▶ _What is expected_
Find the word "components" in the material below and gather every line that contains it.

-.-.-

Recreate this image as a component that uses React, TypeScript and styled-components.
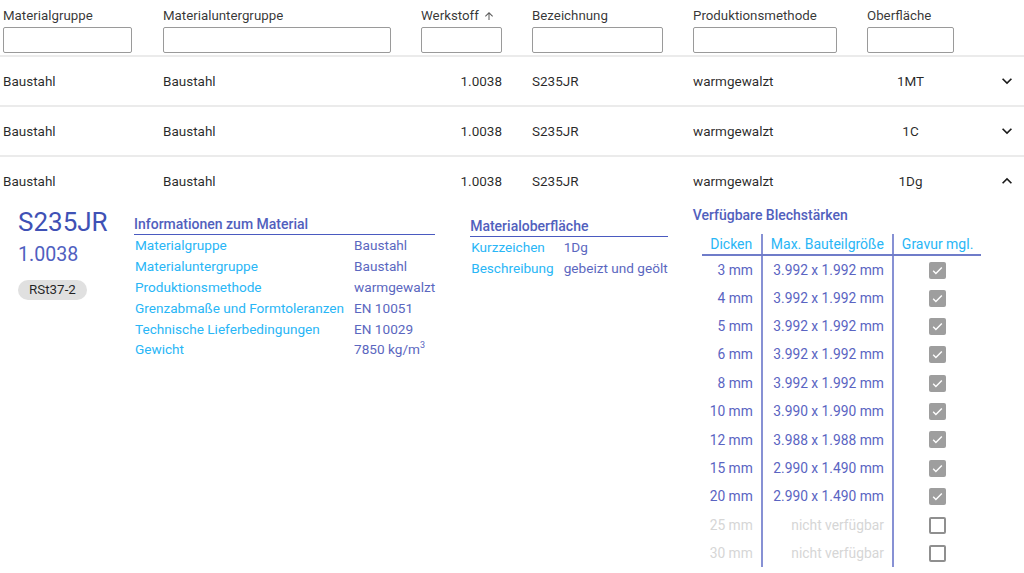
import styled, { createGlobalStyle } from "styled-components";

const GlobalStyle = createGlobalStyle`
  * {
    box-sizing: border-box;
  }

  body {
    margin: 0;
    background: #ffffff;
    font-family: Roboto, "Noto Sans", "Liberation Sans", sans-serif;
    color: rgba(0, 0, 0, 0.87);
  }
`;

const COLS = "160px 258px 111px 161px 174px 120px 1fr";

const Page = styled.div`
  width: 1024px;
  height: 573px;
  overflow: hidden;
  padding-left: 3px;
`;

const HeaderRow = styled.div`
  display: grid;
  grid-template-columns: ${COLS};
  height: 57px;
  padding-top: 8px;
  border-bottom: 2px solid #ebebeb;
  margin-left: -3px;
  padding-left: 3px;
`;

const HeaderCell = styled.div`
  display: flex;
  flex-direction: column;
  gap: 3px;
`;

const HeaderLabel = styled.div`
  font-size: 13.3px;
  line-height: 16px;
  color: rgba(0, 0, 0, 0.8);
  display: flex;
  align-items: center;
  gap: 4px;
`;

const FilterInput = styled.input<{ $w: number }>`
  width: ${(p) => p.$w}px;
  height: 26px;
  border: 1px solid #9a9a9a;
  border-radius: 2px;
  font-family: inherit;
  padding: 0 4px;
  outline: none;
`;

const Row = styled.div<{ $open?: boolean }>`
  display: grid;
  grid-template-columns: ${COLS};
  align-items: center;
  height: ${(p) => (p.$open ? 48 : 50)}px;
  border-bottom: ${(p) => (p.$open ? "none" : "2px solid #ebebeb")};
  margin-left: -3px;
  padding-left: 3px;
  font-size: 13.5px;
  color: rgba(0, 0, 0, 0.85);
`;

const Cell = styled.div<{ $w?: number; $align?: string }>`
  width: ${(p) => (p.$w ? `${p.$w}px` : "auto")};
  text-align: ${(p) => p.$align || "left"};
`;

const Toggle = styled.div`
  padding-left: 10px;
  display: flex;
  align-items: center;
  color: #1a1a1a;
`;

/* expanded detail */

const Detail = styled.div`
  display: flex;
  align-items: flex-start;
  padding-left: 15px;
`;

const Identity = styled.div`
  width: 116px;
  padding-top: 2px;
  color: #3f51b5;
`;

const Title = styled.div`
  font-size: 26px;
  line-height: 30px;
`;

const Number = styled.div`
  font-size: 19.6px;
  line-height: 24px;
  margin-top: 6px;
  color: #5060c0;
`;

const Chip = styled.span`
  display: inline-block;
  margin-top: 13px;
  height: 20px;
  line-height: 20px;
  padding: 0 11px;
  border-radius: 10px;
  background: #e0e0e0;
  color: rgba(0, 0, 0, 0.85);
  font-size: 13.4px;
`;

const InfoTable = styled.table<{ $top: number; $ml: number }>`
  border-collapse: collapse;
  margin-top: ${(p) => p.$top}px;
  margin-left: ${(p) => p.$ml}px;
  font-size: 13.6px;

  caption {
    text-align: left;
    font-size: 14px;
    font-weight: 500;
    line-height: 20px;
    color: #5160bd;
    border-bottom: 1.5px solid #4a5ac0;
    padding-left: 0;
  }

  td {
    height: 20.8px;
    padding: 0 6px 0 1px;
    white-space: nowrap;
    vertical-align: middle;
  }

  td:first-child {
    color: #29b6f6;
    padding-right: 9px;
  }

  td:last-child {
    color: #5b67c0;
    padding-right: 0;
  }

  sup {
    font-size: 9px;
    line-height: 0;
  }
`;

const Sheets = styled.div`
  margin-left: 25px;
  padding-top: 1px;
`;

const SheetsTitle = styled.div`
  font-size: 14px;
  font-weight: 500;
  line-height: 18px;
  color: #5160bd;
`;

const SheetTable = styled.table`
  border-collapse: collapse;
  margin-top: 10px;
  margin-left: 9px;
  font-size: 13.8px;

  th {
    height: 21px;
    padding: 0 8px;
    font-size: 14px;
    font-weight: 400;
    color: #29b6f6;
    white-space: nowrap;
    border-bottom: 2px solid #6f7cc9;
  }

  th:nth-child(1),
  th:nth-child(2),
  td:nth-child(1),
  td:nth-child(2) {
    border-right: 2px solid #8791d4;
  }

  td {
    height: 28.4px;
    padding: 0 8px;
    white-space: nowrap;
    text-align: right;
  }

  td:nth-child(3) {
    text-align: center;
  }
`;

const SheetRow = styled.tr<{ $off?: boolean }>`
  color: ${(p) => (p.$off ? "#d6d6d6" : "#5a64c2")};
`;

const Check = styled.span<{ $on?: boolean }>`
  display: inline-flex;
  align-items: center;
  justify-content: center;
  width: 17px;
  height: 17px;
  border-radius: 2px;
  vertical-align: middle;
  background: ${(p) => (p.$on ? "#9e9e9e" : "#fff")};
  border: ${(p) => (p.$on ? "none" : "2px solid #8f8f8f")};
`;

const Chevron = ({ up }: { up?: boolean }) => (
  <svg width="20" height="20" viewBox="0 0 24 24" fill="currentColor">
    {up ? (
      <path d="M7.41 15.41L12 10.83l4.59 4.58L18 14l-6-6-6 6z" />
    ) : (
      <path d="M16.59 8.59L12 13.17 7.41 8.59 6 10l6 6 6-6z" />
    )}
  </svg>
);

const SortArrow = () => (
  <svg width="12" height="12" viewBox="0 0 24 24" fill="#5a5a5a">
    <path d="M4 12l1.41 1.41L11 7.83V20h2V7.83l5.58 5.59L20 12l-8-8-8 8z" />
  </svg>
);

const Tick = () => (
  <svg width="13" height="13" viewBox="0 0 24 24" fill="none" stroke="#fff" strokeWidth="2.6">
    <path d="M4 12.5l5 5L20 6.5" />
  </svg>
);

const filters = [
  { label: "Materialgruppe", w: 129 },
  { label: "Materialuntergruppe", w: 228 },
  { label: "Werkstoff", w: 81, sort: true },
  { label: "Bezeichnung", w: 131 },
  { label: "Produktionsmethode", w: 144 },
  { label: "Oberfläche", w: 87 },
];

const rows = [
  { surface: "1MT", open: false },
  { surface: "1C", open: false },
  { surface: "1Dg", open: true },
];

const sheets = [
  { d: "3 mm", size: "3.992 x 1.992 mm", ok: true },
  { d: "4 mm", size: "3.992 x 1.992 mm", ok: true },
  { d: "5 mm", size: "3.992 x 1.992 mm", ok: true },
  { d: "6 mm", size: "3.992 x 1.992 mm", ok: true },
  { d: "8 mm", size: "3.992 x 1.992 mm", ok: true },
  { d: "10 mm", size: "3.990 x 1.990 mm", ok: true },
  { d: "12 mm", size: "3.988 x 1.988 mm", ok: true },
  { d: "15 mm", size: "2.990 x 1.490 mm", ok: true },
  { d: "20 mm", size: "2.990 x 1.490 mm", ok: true },
  { d: "25 mm", size: "nicht verfügbar", ok: false },
  { d: "30 mm", size: "nicht verfügbar", ok: false },
];

const App = () => {
  return (
    <>
      <GlobalStyle />
      <Page>
        <HeaderRow>
          {filters.map((f) => (
            <HeaderCell key={f.label}>
              <HeaderLabel>
                {f.label}
                {f.sort && <SortArrow />}
              </HeaderLabel>
              <FilterInput $w={f.w} />
            </HeaderCell>
          ))}
        </HeaderRow>

        {rows.map((r) => (
          <Row key={r.surface} $open={r.open}>
            <Cell>Baustahl</Cell>
            <Cell>Baustahl</Cell>
            <Cell $w={81} $align="right">
              1.0038
            </Cell>
            <Cell>S235JR</Cell>
            <Cell>warmgewalzt</Cell>
            <Cell $w={87} $align="center">
              {r.surface}
            </Cell>
            <Toggle>
              <Chevron up={r.open} />
            </Toggle>
          </Row>
        ))}

        {/* Details of the open row */}

        <Detail>
          <Identity>
            <Title>S235JR</Title>
            <Number>1.0038</Number>
            <Chip>RSt37-2</Chip>
          </Identity>

          <InfoTable $top={9} $ml={0}>
            <caption>Informationen zum Material</caption>
            <tbody>
              <tr>
                <td>Materialgruppe</td>
                <td>Baustahl</td>
              </tr>
              <tr>
                <td>Materialuntergruppe</td>
                <td>Baustahl</td>
              </tr>
              <tr>
                <td>Produktionsmethode</td>
                <td>warmgewalzt</td>
              </tr>
              <tr>
                <td>Grenzabmaße und Formtoleranzen</td>
                <td>EN 10051</td>
              </tr>
              <tr>
                <td>Technische Lieferbedingungen</td>
                <td>EN 10029</td>
              </tr>
              <tr>
                <td>Gewicht</td>
                <td>
                  7850 kg/m<sup>3</sup>
                </td>
              </tr>
            </tbody>
          </InfoTable>

          <InfoTable $top={11} $ml={35}>
            <caption>Materialoberfläche</caption>
            <tbody>
              <tr>
                <td>Kurzzeichen</td>
                <td>1Dg</td>
              </tr>
              <tr>
                <td>Beschreibung</td>
                <td>gebeizt und geölt</td>
              </tr>
            </tbody>
          </InfoTable>

          <Sheets>
            <SheetsTitle>Verfügbare Blechstärken</SheetsTitle>
            <SheetTable>
              <thead>
                <tr>
                  <th>Dicken</th>
                  <th>Max. Bauteilgröße</th>
                  <th>Gravur mgl.</th>
                </tr>
              </thead>
              <tbody>
                {sheets.map((s) => (
                  <SheetRow key={s.d} $off={!s.ok}>
                    <td>{s.d}</td>
                    <td>{s.size}</td>
                    <td>
                      <Check $on={s.ok}>{s.ok && <Tick />}</Check>
                    </td>
                  </SheetRow>
                ))}
              </tbody>
            </SheetTable>
          </Sheets>
        </Detail>
      </Page>
    </>
  );
};

export default App;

-.-.-

▶ _Solution_
Recreate this image as a component that uses React, TypeScript and styled-components.
import styled, { createGlobalStyle } from "styled-components";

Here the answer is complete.